Keep the soil evenly moist but never soggy. Ctenanthes do not like to dry out, and do not like cold or hard water. Use filtered or rain water that is at least at room temperature if not a bit tepid.
Fertilize monthly in the spring and summer diluting the plant food at 1/2 the recommended strength. Fertilize every other month in the fall and winter.
Never feed a Ctenanthe immediately after repotting, wait at least 6 weeks.
Ctenanthes like bright indirect light. If there is insufficient light, new leaves appear solid green rather than patterned with attractive colours. If there is too much light, the colours in the leaves fade.
High humidity is very important. If the air is dry, place your Ctenanthe on a pebble tray filled with water. Be sure the plant is sitting on the pebbles and not in the water. Plants in dry rooms tend to curl their leaves inwards to preserve moisture. This is the first sign of a water stressed plant.
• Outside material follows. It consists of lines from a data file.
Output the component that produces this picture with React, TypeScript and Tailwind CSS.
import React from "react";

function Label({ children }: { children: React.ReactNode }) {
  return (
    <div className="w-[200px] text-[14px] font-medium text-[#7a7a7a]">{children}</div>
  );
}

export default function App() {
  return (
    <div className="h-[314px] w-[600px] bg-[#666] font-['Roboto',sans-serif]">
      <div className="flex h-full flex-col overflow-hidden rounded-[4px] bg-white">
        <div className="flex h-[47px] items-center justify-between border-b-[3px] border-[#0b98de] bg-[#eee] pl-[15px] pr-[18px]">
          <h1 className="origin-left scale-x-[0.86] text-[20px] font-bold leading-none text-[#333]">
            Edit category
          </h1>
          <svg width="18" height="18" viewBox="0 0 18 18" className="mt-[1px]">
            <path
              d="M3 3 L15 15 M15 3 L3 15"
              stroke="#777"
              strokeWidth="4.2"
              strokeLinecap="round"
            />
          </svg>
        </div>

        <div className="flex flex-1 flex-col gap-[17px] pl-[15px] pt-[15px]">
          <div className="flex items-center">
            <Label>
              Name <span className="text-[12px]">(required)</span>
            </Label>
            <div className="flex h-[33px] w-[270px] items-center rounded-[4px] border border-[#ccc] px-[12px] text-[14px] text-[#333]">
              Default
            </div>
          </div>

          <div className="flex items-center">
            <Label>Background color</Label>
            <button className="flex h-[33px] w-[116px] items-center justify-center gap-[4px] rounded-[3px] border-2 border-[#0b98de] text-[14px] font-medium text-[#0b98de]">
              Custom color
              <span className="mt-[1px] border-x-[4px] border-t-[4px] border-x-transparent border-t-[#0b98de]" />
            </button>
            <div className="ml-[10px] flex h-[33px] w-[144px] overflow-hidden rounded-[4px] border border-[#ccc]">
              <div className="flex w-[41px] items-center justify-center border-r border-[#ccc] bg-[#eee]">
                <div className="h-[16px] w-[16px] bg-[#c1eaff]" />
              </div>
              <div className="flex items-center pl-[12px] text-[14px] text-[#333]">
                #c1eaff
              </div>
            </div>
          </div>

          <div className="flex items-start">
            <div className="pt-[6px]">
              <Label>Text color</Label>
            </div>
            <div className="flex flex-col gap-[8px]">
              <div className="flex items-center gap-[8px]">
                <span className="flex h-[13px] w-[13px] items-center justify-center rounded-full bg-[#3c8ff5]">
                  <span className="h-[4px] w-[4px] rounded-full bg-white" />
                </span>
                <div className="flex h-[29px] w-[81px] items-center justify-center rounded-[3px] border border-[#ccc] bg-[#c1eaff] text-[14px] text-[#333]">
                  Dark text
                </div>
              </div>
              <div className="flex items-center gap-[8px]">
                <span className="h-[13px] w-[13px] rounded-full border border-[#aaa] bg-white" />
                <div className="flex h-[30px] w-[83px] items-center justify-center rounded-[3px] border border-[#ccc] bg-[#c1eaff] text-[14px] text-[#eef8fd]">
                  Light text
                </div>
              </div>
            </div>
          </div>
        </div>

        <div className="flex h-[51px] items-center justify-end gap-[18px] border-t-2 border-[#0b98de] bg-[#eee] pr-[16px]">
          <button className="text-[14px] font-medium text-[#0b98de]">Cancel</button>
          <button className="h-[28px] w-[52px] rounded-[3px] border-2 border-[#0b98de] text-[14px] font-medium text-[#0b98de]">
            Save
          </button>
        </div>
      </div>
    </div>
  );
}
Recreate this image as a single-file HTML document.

The Never Never Plant, may require repotting every 2-3 years to refresh the soil in the pot and to allow vigorous growth. This is also the time to divide the plant if it gets too crowded in the existing pot.
Start by taking the plant out of its pot and check the roots. Healthy roots should look creamy white and firm to the touch.
If the plant is severely pot bound, and you’re not planning on dividing it or repotting in a larger pot, a good solution is to give it a root pruning to reduce the amounts of roots. Tease the roots to untangle them partially and shake off excess soil. You can cut about one third of the roots without affecting the plant’s health.
Repot in fresh indoor compost, making sure to shake the pot while backfilling to avoid air pockets. Water thoroughly after finishing repotting to get a good contact between the plant’s roots and the new soil.